Einige Beispiele aus Erfassungen von Honeypots sind öffentlich zugänglich und lassen sich oftmals sogar in Echtzeit anschauen. Dazu gehört z.B. der Sicherheitstacho der Telekom: Sicherheitstacho.

Es gibt auch die Möglichkeit, auf eine Vielzahl an anderen Angeboten zurückzugreifen, z. B. von NORSE: NORSE Live Attacks. Um diese Karte zu betrachten, benötigt man allerdings einen schnellen Computer und eine schnelle Internetverbindung. Dafür bietet sie sehr viel detaillierte Informationen.

Kaspersky Lab bietet eine dreidimensionale Karte, bei der auch die Art der Angriffe unterschieden wird (basierend auf deren Produkten): Cybermap Kaspersky.

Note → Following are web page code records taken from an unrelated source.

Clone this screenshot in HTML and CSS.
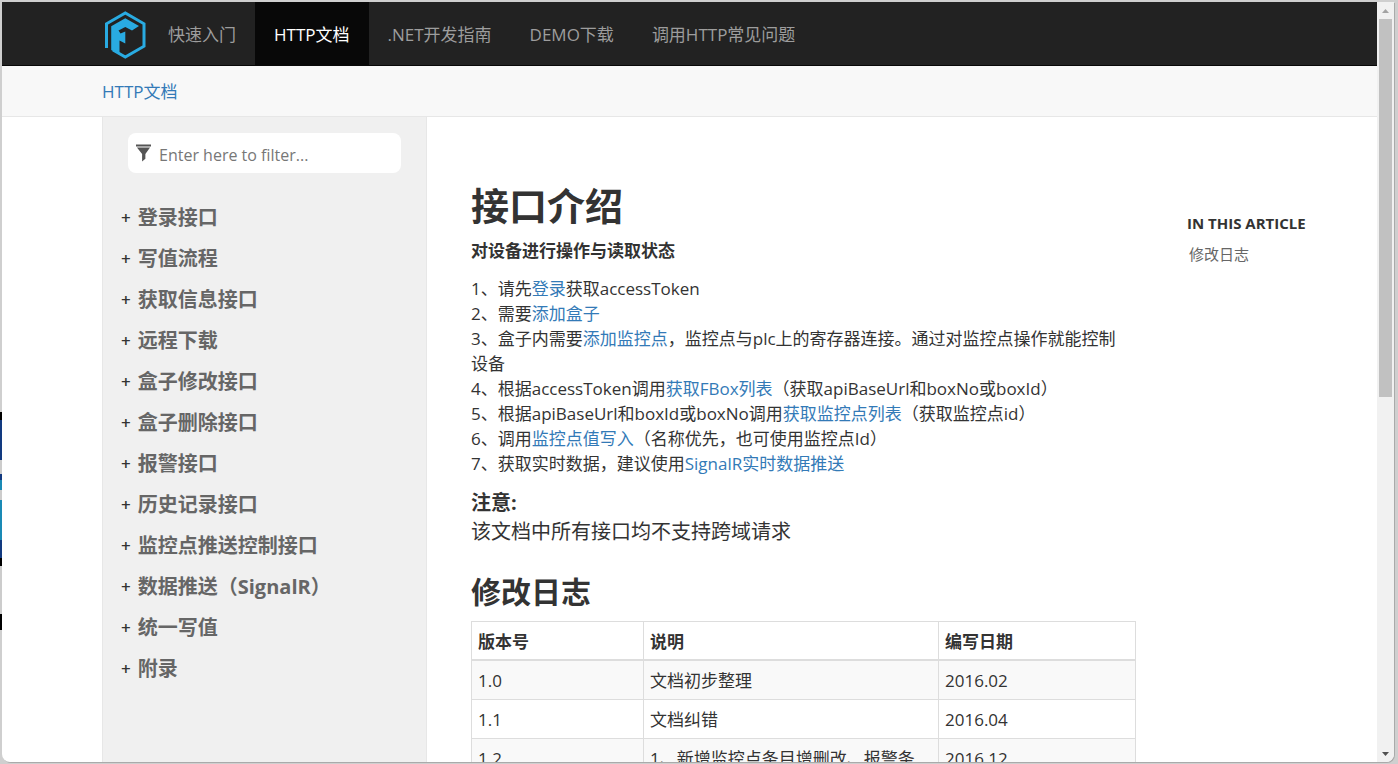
FILE: index.html
```html
<!DOCTYPE html>
<html lang="zh-CN">
<head>
<meta charset="utf-8">
<title>接口介绍</title>
<link rel="stylesheet" href="styles.css">
</head>
<body>
<div class="window">
  <div class="page">
    <header class="navbar">
      <a class="brand" href="#" aria-label="首页">
        <svg class="logo" viewBox="0 0 43 48" aria-hidden="true">
          <path d="M2.500 37V12.800L21.300 2 40 12.800V35.200L21.300 46 9 39" fill="none" stroke="#29abe2" stroke-width="3"/>
          <path d="M7.200 39V15.300L21.300 7.300 35 15 28 19.500 21.300 16 14.500 19.500 16.500 22.500 21.300 20.500V32.500L15.500 29.500V43.500Z" fill="#29abe2"/>
        </svg>
      </a>
      <nav class="menu">
        <a href="#">快速入门</a>
        <a class="active" href="#">HTTP文档</a>
        <a href="#">.NET开发指南</a>
        <a href="#">DEMO下载</a>
        <a href="#">调用HTTP常见问题</a>
      </nav>
    </header>
    <div class="breadcrumb"><a href="#">HTTP文档</a></div>
    <div class="body">
      <aside class="sidebar">
        <label class="filter">
          <svg class="funnel" viewBox="0 0 16 18" aria-label="筛选"><path d="M0 0H16V2H0ZM1 3H15L10 10V15L6.500 18V10Z" fill="#555"/></svg>
          <input type="text" placeholder="Enter here to filter...">
        </label>
        <ul class="toc">
          <li><a href="#">登录接口</a></li>
          <li><a href="#">写值流程</a></li>
          <li><a href="#">获取信息接口</a></li>
          <li><a href="#">远程下载</a></li>
          <li><a href="#">盒子修改接口</a></li>
          <li><a href="#">盒子删除接口</a></li>
          <li><a href="#">报警接口</a></li>
          <li><a href="#">历史记录接口</a></li>
          <li><a href="#">监控点推送控制接口</a></li>
          <li><a href="#">数据推送（SignalR）</a></li>
          <li><a href="#">统一写值</a></li>
          <li><a href="#">附录</a></li>
        </ul>
      </aside>
      <main class="article">
        <h1>接口介绍</h1>
        <h5>对设备进行操作与读取状态</h5>
        <ol class="steps">
          <li>1、请先<a href="#">登录</a>获取accessToken</li>
          <li>2、需要<a href="#">添加盒子</a></li>
          <li>3、盒子内需要<a href="#">添加监控点</a>，监控点与plc上的寄存器连接。通过对监控点操作就能控制<span class="term">设备</span></li>
          <li>4、根据accessToken调用<a href="#">获取FBox列表</a>（获取apiBaseUrl和boxNo或boxId）</li>
          <li>5、根据apiBaseUrl和boxId或boxNo调用<a href="#">获取监控点列表</a>（获取监控点id）</li>
          <li>6、调用<a href="#">监控点值写入</a>（名称优先，也可使用监控点Id）</li>
          <li>7、获取实时数据，建议使用<a href="#">SignalR实时数据推送</a></li>
        </ol>
        <div class="note"><strong>注意:</strong><br>该文档中所有接口均不支持跨域请求</div>
        <h2>修改日志</h2>
        <table>
          <colgroup><col class="version"><col><col class="date"></colgroup>
          <thead><tr><th>版本号</th><th>说明</th><th>编写日期</th></tr></thead>
          <tbody>
            <tr><td>1.0</td><td>文档初步整理</td><td>2016.02</td></tr>
            <tr><td>1.1</td><td>文档纠错</td><td>2016.04</td></tr>
            <tr><td>1.2</td><td>1、新增监控点条目增删改、报警条</td><td>2016.12</td></tr>
          </tbody>
        </table>
      </main>
      <aside class="affix">
        <h6>IN THIS ARTICLE</h6>
        <a href="#">修改日志</a>
      </aside>
    </div>
  </div>
  <div class="scrollbar" aria-hidden="true">
    <svg viewBox="0 0 17 17"><path d="M5 11H12L8.500 7Z" fill="#a3a3a3"/></svg>
    <div class="track"><div class="thumb"></div></div>
    <svg viewBox="0 0 17 17"><path d="M5 7H12L8.500 11Z" fill="#505050"/></svg>
  </div>
</div>
</body>
</html>
```
FILE: styles.css
```css
* { box-sizing: border-box; }

body {
  margin: 0;
  height: 100vh;
  overflow: hidden;
  display: flex;
  padding: 2px 4px 2px 2px;
  background:
    linear-gradient(#000 0 8px, #123a80 8px 48px, #ccc 48px 62px, #123a80 62px 68px, #1a8ab5 68px 78px, #ccc 78px 88px, #1a8ab5 88px 128px, #123a80 128px 146px, #000 146px 154px, #ccc 154px 202px, #000 202px 218px) 0 412px / 2px 218px no-repeat,
    #cfcfcf;
  color: #333;
  font: 17px/25px "Open Sans", "Noto Sans CJK SC", sans-serif;
}

a { color: #337ab7; text-decoration: none; }

.window {
  flex: 1;
  min-width: 0;
  display: flex;
  overflow: hidden;
  background: #fff;
  border-radius: 0 0 8px 8px;
  box-shadow: 1px 1px 0 #aaa;
}

.page { flex: 1; min-width: 0; display: flex; flex-direction: column; }

.navbar {
  flex: none;
  display: flex;
  height: 64px;
  padding-left: 102px;
  background: #222;
  border-bottom: 1px solid #080808;
}

.brand { display: flex; align-items: center; padding: 2px 2px 0 0; }
.logo { width: 43px; height: 48px; }
.menu { display: flex; }
.menu a { padding: 0 19px; line-height: 65px; color: #9d9d9d; white-space: nowrap; }
.menu a.active { background: #080808; color: #fff; }

.breadcrumb {
  flex: none;
  padding: 13px 100px 12px;
  background: #f8f8f8;
  border-bottom: 1px solid #e7e7e7;
}

.body {
  flex: 1;
  min-height: 0;
  display: grid;
  grid-template-columns: 325px minmax(0, 1fr) 190px;
  padding-left: 100px;
}

.sidebar {
  padding: 16px 25px 0;
  background: #f0f0f0;
  border: solid #e7e7e7;
  border-width: 0 1px;
}

.filter {
  display: flex;
  align-items: center;
  gap: 8px;
  height: 40px;
  padding: 0 8px;
  background: #fff;
  border-radius: 8px;
}

.funnel { width: 15px; height: 18px; }

.filter input {
  flex: 1;
  min-width: 0;
  padding: 4px 0 0;
  border: 0;
  outline: 0;
  background: none;
  font: inherit;
  font-size: 16px;
}

.filter input::placeholder { color: #777; opacity: 1; }

.toc {
  margin: 24px 0 0 -7px;
  padding: 0;
  list-style: none;
  line-height: 41px;
}

.toc li { display: flex; gap: 7px; }
.toc li::before { content: "+"; font-weight: 600; }
.toc a { color: #666; font-size: 20px; font-weight: 700; white-space: nowrap; }

.article { padding: 63px 51px 0 44px; overflow: hidden; }

h1 { margin: 0; font-size: 38px; line-height: 50px; }
h5 { margin: 9px 0 13px; font-size: 17px; line-height: 24px; }
.steps { margin: 0; padding: 0; list-style: none; }
.term { display: inline-block; }
.note { margin-top: 12px; font-size: 20px; line-height: 29px; }
h2 { margin: 25px 0 8px; font-size: 30px; line-height: 42px; }

table { width: 100%; table-layout: fixed; border-collapse: collapse; }
.version { width: 172px; }
.date { width: 197px; }
th, td { padding: 8px 7px 6px 6px; border: 1px solid #ddd; text-align: left; line-height: 24px; white-space: nowrap; }
thead th { border-bottom-width: 2px; line-height: 23px; }
tbody tr:nth-child(odd) { background: #f9f9f9; }

.affix { padding-top: 95px; }
.affix h6 { margin: 0 0 10px; font-size: 15px; line-height: 22px; }
.affix a { display: block; padding-left: 2px; color: #666; font-size: 15px; line-height: 20px; }

.scrollbar { flex: none; width: 17px; display: flex; flex-direction: column; background: #f1f1f1; }
.scrollbar svg { width: 17px; height: 17px; }
.track { flex: 1; padding: 0 2px; }
.thumb { height: 52%; background: #c1c1c1; }
```
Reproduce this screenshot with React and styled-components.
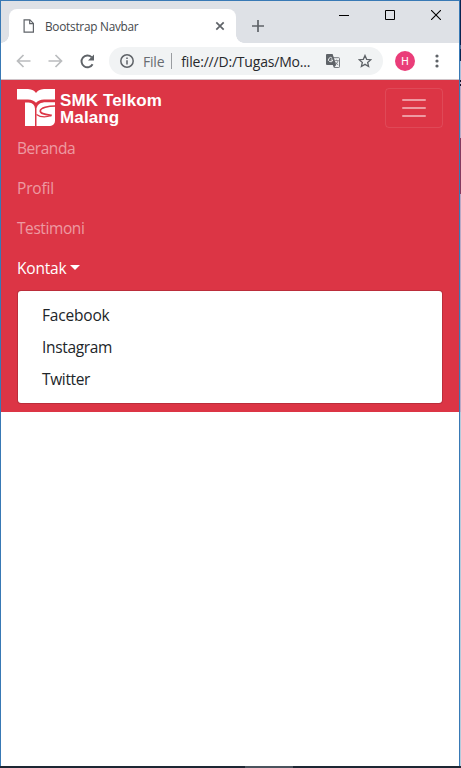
import React from "react";
import styled, { createGlobalStyle } from "styled-components";

const GlobalStyle = createGlobalStyle`
  *, *::before, *::after { box-sizing: border-box; }
  html, body { margin: 0; padding: 0; }
  body { overflow: hidden; font-family: "Open Sans", "Noto Sans", sans-serif; }
  button { font: inherit; margin: 0; padding: 0; border: 0; background: none; }
`;

const Desktop = styled.div`
  display: flex;
  flex-direction: column;
  width: 461px;
  height: 768px;
`;

const Workspace = styled.div`
  display: flex;
  height: 766px;
`;

const Wallpaper = styled.div`
  width: 1px;
  background: linear-gradient(
    #0b2350 0 45px, #4a6c96 45px 49px, #0a2450 49px 61px, #a9c0dc 61px 80px,
    #14102c 80px 82px, #b9b4cc 82px 84px, #14102c 84px 86px, #b9acc8 86px 138px,
    #85395f 138px 194px, #b9a9c6 194px 412px, #b4cbdc 412px
  );
`;

const Taskbar = styled.div`
  height: 2px;
  background: linear-gradient(90deg, #1d2733 0 245px, #4b545e 245px 293px, #1d2733 293px);
`;

const Window = styled.div`
  display: flex;
  flex-direction: column;
  width: 460px;
  background: #fff;
  border: 1px solid #3879b5;
  border-bottom: 0;
`;

const TabStrip = styled.div`
  display: flex;
  height: 42px;
  padding-left: 8px;
  background: #dee1e6;
`;

const Tab = styled.div`
  position: relative;
  display: flex;
  align-items: center;
  width: 227px;
  height: 34px;
  margin-top: 8px;
  padding: 0 11px 0 14px;
  border-radius: 8px 8px 0 0;
  background: #fff;

  &::before, &::after {
    content: "";
    position: absolute;
    bottom: 0;
    width: 8px;
    height: 8px;
  }
  &::before {
    left: -8px;
    background: radial-gradient(circle at 0 0, transparent 7.5px, #fff 8px);
  }
  &::after {
    right: -8px;
    background: radial-gradient(circle at 100% 0, transparent 7.5px, #fff 8px);
  }
`;

const TabTitle = styled.span`
  flex: 1;
  margin-left: 10px;
  color: #45494d;
  font-size: 11.8px;
  line-height: 16px;
  letter-spacing: -0.25px;
  white-space: nowrap;
`;

const NewTab = styled.button`
  display: flex;
  margin: 19px 0 0 16px;
  height: 12px;
`;

const WindowControls = styled.div`
  display: flex;
  flex: 1;
  justify-content: flex-end;
  height: 28px;
`;

const ControlButton = styled.button`
  display: flex;
  align-items: center;
  justify-content: center;
  width: 46px;
`;

const Toolbar = styled.div`
  display: flex;
  align-items: center;
  height: 37px;
  padding: 0 15px 0 15px;
  border-bottom: 1px solid #cfc3c8;
  background: #fff;
`;

const NavButtons = styled.div`
  display: flex;
  align-items: center;
  gap: 17px;
  width: 93px;
`;

const AddressBar = styled.div`
  display: flex;
  align-items: center;
  width: 274px;
  height: 28px;
  padding: 0 11px;
  border-radius: 14px;
  background: #f1f3f4;
`;

const Scheme = styled.span`
  margin-left: 9px;
  color: #686c71;
  font-size: 14px;
  letter-spacing: -0.2px;
`;

const Divider = styled.span`
  width: 1px;
  height: 16px;
  margin: 0 9px 0 7px;
  background: #9a9da1;
`;

const Url = styled.span`
  flex: 1;
  color: #27292c;
  font-size: 14px;
  letter-spacing: -0.2px;
  white-space: nowrap;
`;

const AddressActions = styled.div`
  display: flex;
  align-items: center;
  gap: 18px;
`;

const Avatar = styled.div`
  display: flex;
  align-items: center;
  justify-content: center;
  width: 20px;
  height: 20px;
  margin: 0 20px 0 12px;
  border-radius: 50%;
  background: #ea3d79;
  color: #fff;
  font: 10.5px Roboto, sans-serif;
`;

const Navbar = styled.nav`
  height: 332px;
  padding: 8px 16px;
  background: #dc3545;
`;

const NavbarHeader = styled.div`
  display: flex;
  justify-content: space-between;
  height: 40px;
`;

const Brand = styled.a`
  display: flex;
  color: #fff;
`;

const BrandName = styled.span`
  margin: 4px 0 0 4px;
  font: bold 17px/17px "Liberation Sans", Arial, sans-serif;
  letter-spacing: 0.13px;
  white-space: nowrap;
`;

const Toggler = styled.button`
  display: flex;
  align-items: center;
  justify-content: center;
  width: 58px;
  height: 40px;
  border: 1px solid rgba(255, 255, 255, 0.1);
  border-radius: 4px;
`;

const NavList = styled.ul`
  margin: 0;
  padding: 0;
  list-style: none;
`;

const NavLink = styled.a`
  display: flex;
  align-items: center;
  height: 40px;
  color: ${(p) => (p.$active ? "#fff" : "rgba(255, 255, 255, 0.5)")};
  font-size: 15.5px;
  line-height: 24px;
  letter-spacing: ${(p) => p.$spacing};
`;

const Caret = styled.span`
  margin: -1px 0 0 4px;
  border: 5px solid transparent;
  border-top-color: currentColor;
  border-bottom: 0;
`;

const DropdownMenu = styled.div`
  margin-top: 2px;
  padding: 8px 0;
  border: 1px solid rgba(0, 0, 0, 0.15);
  border-radius: 4px;
  background: #fff;
  background-clip: padding-box;
`;

const DropdownItem = styled.a`
  display: block;
  padding: 4px 24px;
  color: #212529;
  font-size: 15.5px;
  line-height: 24px;
  letter-spacing: ${(p) => p.$spacing};
`;

const strokeProps = { fill: "none", stroke: "#5f6368", strokeWidth: 1.7 };

const FileIcon = () => (
  <svg width="12" height="14" viewBox="0 0 12 14" {...strokeProps} strokeWidth="1.2">
    <path d="M1.1.9h5.8L10.4 4.400v8.700H1.100z" />
    <path d="M6.700 1v3.700h3.700" />
  </svg>
);

const CloseTabIcon = () => (
  <svg width="10" height="10" viewBox="0 0 10 10" {...strokeProps}>
    <path d="M1.300 1.300l7.400 7.400M8.700 1.300L1.300 8.700" />
  </svg>
);

const PlusIcon = () => (
  <svg width="12" height="12" viewBox="0 0 12 12" {...strokeProps}>
    <path d="M6 0v12M0 6h12" />
  </svg>
);

const BackIcon = () => (
  <svg width="15" height="14" viewBox="0 0 15 14" {...strokeProps} stroke="#babcbe">
    <path d="M14.500 7H1.600M7.500 1L1.500 7l6 6" />
  </svg>
);

const ForwardIcon = () => (
  <svg width="15" height="14" viewBox="0 0 15 14" {...strokeProps} stroke="#babcbe">
    <path d="M.500 7h12.900M7.500 1l6 6-6 6" />
  </svg>
);

const ReloadIcon = () => (
  <svg width="15" height="15" viewBox="0 0 15 15" {...strokeProps} strokeWidth="1.900">
    <path d="M12.600 10.200A5.900 5.900 0 1 1 11.600 3.200" />
    <path d="M14 .600v6H8z" fill="#5f6368" stroke="none" />
  </svg>
);

const InfoIcon = () => (
  <svg width="14" height="14" viewBox="0 0 14 14" {...strokeProps} strokeWidth="1.500">
    <circle cx="7" cy="7" r="6.200" />
    <path d="M7 6.200v4.300M7 3.500v1.500" />
  </svg>
);

const TranslateIcon = () => (
  <svg width="14" height="14" viewBox="0 0 14 14">
    <path d="M5.200 3.700h7.600a.7.7 0 0 1 .7.7v8.400a.7.7 0 0 1-.7.7H8.200" fill="#f1f3f4" stroke="#777b80" />
    <path d="M1 0h5.600l3.700 11H1a1 1 0 0 1-1-1V1a1 1 0 0 1 1-1z" fill="#5f6368" />
    <path d="M6.800 11h3.300l-2.200 2.700z" fill="#5f6368" />
    <path d="M6.200 4.300A2.100 2.100 0 1 0 6.700 6H4.700" fill="none" stroke="#f1f3f4" />
    <path d="M8.800 6.600h4M10.600 5.600v1M12 6.700c-.3 1.700-1.300 3-2.500 4M9.500 8c.6 1.300 1.700 2.400 2.700 3" fill="none" stroke="#777b80" strokeWidth=".8" />
  </svg>
);

const StarIcon = () => (
  <svg width="14" height="14" viewBox="0 0 14 14" {...strokeProps} strokeWidth="1.300">
    <path d="M7 1.500l1.650 3.800 4.150.4-3.150 2.750.95 4.050L7 10.350 3.400 12.500l.95-4.050L1.200 5.700l4.150-.4z" />
  </svg>
);

const MenuDots = () => (
  <svg width="4" height="14" viewBox="0 0 4 14" fill="#5f6368">
    <circle cx="2" cy="2" r="1.600" />
    <circle cx="2" cy="7" r="1.600" />
    <circle cx="2" cy="12" r="1.600" />
  </svg>
);

const MinimizeIcon = () => (
  <svg width="10" height="10" viewBox="0 0 10 10">
    <path d="M0 5.500h10" stroke="#000" />
  </svg>
);

const MaximizeIcon = () => (
  <svg width="10" height="10" viewBox="0 0 10 10">
    <path d="M.5.5h9v9h-9z" fill="none" stroke="#000" />
  </svg>
);

const CloseIcon = () => (
  <svg width="10" height="10" viewBox="0 0 10 10">
    <path d="M0 0l10 10M10 0L0 10" stroke="#000" strokeWidth="1.100" />
  </svg>
);

const SchoolLogo = () => (
  <svg width="39" height="40" viewBox="0 0 39 40" fill="#fff">
    <path d="M0 1h11q6 .4 8 4Q21 1.400 27 1h11v10.500H27q-5.500.2-8 3.300-2.500-3.100-8-3.300H0z" />
    <path d="M8 14.500h3.500q6 .3 6.500 6v17.500H8z" />
    <path d="M38 14.200V32.500c0 3.700-2.400 5.500-6.500 5.500H19.500V20.500c.8-4.300 4-6.300 9.500-6.300z" />
    <path
      d="M38.500 18C31 18 23.500 19.800 23.300 23c-.1 3 6 3.500 11.500 4.400"
      fill="none"
      stroke="#dc3545"
      strokeWidth="1.700"
    />
    <path d="M19.500 26.500c3.500 2.600 9 3 14.500 1.300" fill="none" stroke="#dc3545" strokeWidth="1.200" />
  </svg>
);

const HamburgerIcon = () => (
  <svg width="30" height="30" viewBox="0 0 30 30">
    <path d="M4 7h22M4 15h22M4 23h22" stroke="#fff" strokeOpacity=".5" strokeWidth="2" strokeLinecap="round" />
  </svg>
);

const links = [
  { label: "Beranda", spacing: "-0.45px" },
  { label: "Profil", spacing: "-0.15px" },
  { label: "Testimoni", spacing: "-0.42px" },
];

const contacts = [
  { label: "Facebook", spacing: "-0.18px" },
  { label: "Instagram", spacing: "-0.33px" },
  { label: "Twitter", spacing: "-0.35px" },
];

export default function App() {
  return (
    <>
      <GlobalStyle />
      <Desktop>
        <Workspace>
          <Window>
            <TabStrip>
              <Tab>
                <FileIcon />
                <TabTitle>Bootstrap Navbar</TabTitle>
                <CloseTabIcon />
              </Tab>
              <NewTab aria-label="New tab"><PlusIcon /></NewTab>
              <WindowControls>
                <ControlButton aria-label="Minimize"><MinimizeIcon /></ControlButton>
                <ControlButton aria-label="Maximize"><MaximizeIcon /></ControlButton>
                <ControlButton aria-label="Close"><CloseIcon /></ControlButton>
              </WindowControls>
            </TabStrip>
            <Toolbar>
              <NavButtons>
                <BackIcon />
                <ForwardIcon />
                <ReloadIcon />
              </NavButtons>
              <AddressBar>
                <InfoIcon />
                <Scheme>File</Scheme>
                <Divider />
                <Url>file:///D:/Tugas/Mo...</Url>
                <AddressActions>
                  <TranslateIcon />
                  <StarIcon />
                </AddressActions>
              </AddressBar>
              <Avatar>H</Avatar>
              <MenuDots />
            </Toolbar>
            <Navbar>
              <NavbarHeader>
                <Brand>
                  <SchoolLogo />
                  <BrandName>
                    SMK Telkom
                    <br />
                    Malang
                  </BrandName>
                </Brand>
                <Toggler aria-label="Toggle navigation"><HamburgerIcon /></Toggler>
              </NavbarHeader>
              <NavList>
                {links.map((link) => (
                  <li key={link.label}>
                    <NavLink $spacing={link.spacing}>{link.label}</NavLink>
                  </li>
                ))}
                <li>
                  <NavLink $active $spacing="-0.2px">Kontak<Caret /></NavLink>
                  <DropdownMenu>
                    {contacts.map((item) => (
                      <DropdownItem key={item.label} $spacing={item.spacing}>{item.label}</DropdownItem>
                    ))}
                  </DropdownMenu>
                </li>
              </NavList>
            </Navbar>
          </Window>
          <Wallpaper />
        </Workspace>
        <Taskbar />
      </Desktop>
    </>
  );
}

Das sind nur einige Beispiele. Eine umfassendere Übersicht bekommt ihr hier: Realtime Attack Tracker.

Statistik

Eine statistische Übersicht, aufgeschlüsselt per Angriffsart und Land stellt ebenfalls Kaspersky Lab zur Verfügung (Report Kaspersky). Ein Beispiel zeigt hier die derzeit steigende Anzahl der Angriffe auf Benutzer von Smartphones:

Quelle: Kaspersky Lab

Aber natürlich bieten auch andere Hersteller von Antivirensoftware ähnliche Reports an, wie z. B. das deutsche Unternehmen G DATA (Malware Report). Die Karte zeigt Standorte von Webservern, die Seiten ausliefern bei deren Besuch der Computer sich infizieren kann.

Quelle: G DATA Security Labs

Das US-Amerikanische Unternehmen Symantec (Symantec Report) bietet beispielsweise eine – leider nur tabellarische – Übersicht über die Quellen von Email Spam.

Quelle: Symantec

Und weiter?

Natürlich muss man bei diesen Informationen, wie schon angesprochen, äußerst vorsichtig sein bei der Interpretation aufgrund der Schwierigkeit, die Quellen eindeutig zu bestimmen. Auch ist zu berücksichtigen, dass die privaten Unternehmen letztlich auch die Produkte verkaufen möchten. Einen Hinweis bzw. Trend können diese Zahlen aber durchaus liefern.
Mehr Hintergrundinformation über die allgemeine Situation in Deutschland – ohne explizite geographische Komponente – bietet das Bundesministerium für Sicherheit in der Informationstechnik (BSI) mit dem Lagebericht 2014 (BSI-Lagebericht).